Wargame Wednesday – Remember the Main(e) Problems and Innovation

Courtesy BGG

The latest entry in the Great War at Sea (GWAS) series from Avalanche Press is Remember the Maine. The game covers the naval battles of the Spanish-American War of 1898. For a retail of $59.99 the buyer gets a boxed game with a 34×22-inch map of the central Caribbean, standard GWAS tactical map, 100 “long” double-sized and 80 standard-sized pieces. , all of them laser-cut and mounted.

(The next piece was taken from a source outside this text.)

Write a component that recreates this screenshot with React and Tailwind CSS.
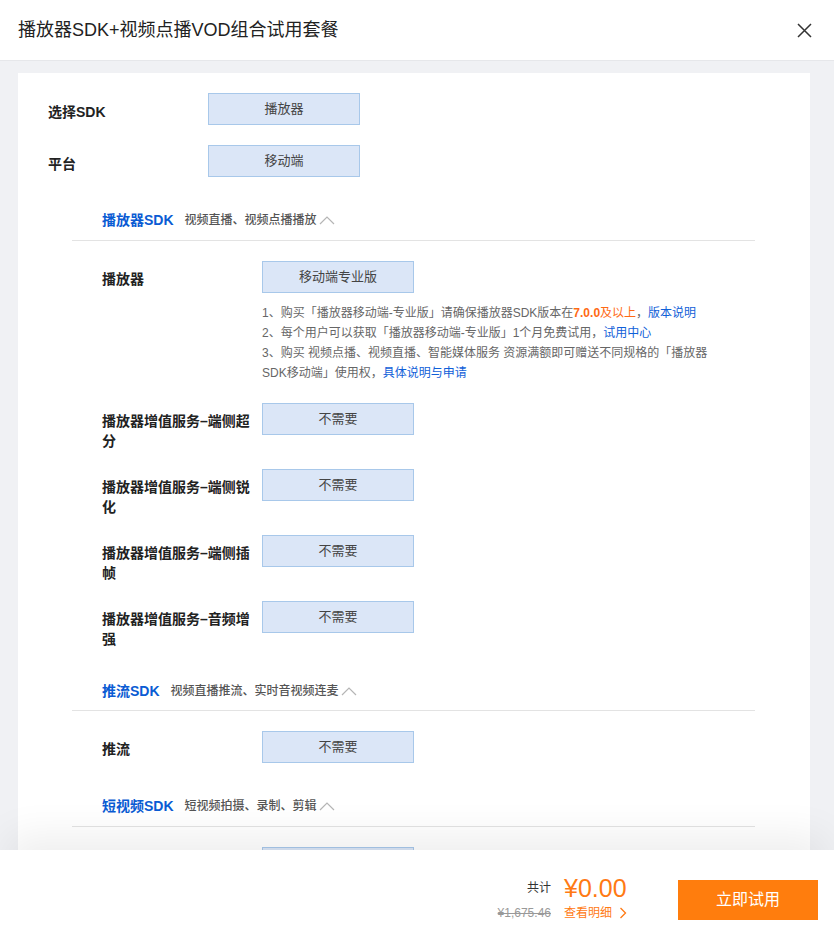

The game is a republication of the earlier Great War at Sea: 1898, The Spanish American War which I rated on Boardgame Geek in 2006 (or earlier) as with a score of 7.5 and the comment “One of the best GWAS games.” Alas, my copy is in storage right now so I cannot do a straight-up comparison between the two versions.

Courtesy BGG

Seven years later I have to question myself. I will be the first to admit that I have a love-hate relationship with the GWAS series; love the subject matter but (sorta) hate how Avalanche Press has packaged the product over time. Remember the Maine is no different. The game has parts I dislike sprinkled in with parts I appreciate.

Out-of-the-Box Impression

The first item I noticed when opening the box is that it is plain with just a thin cardstock slipcover for packaging. I recognize that this is for economic reasons but I can’t help but feel that this package style will not wear well on the shelf.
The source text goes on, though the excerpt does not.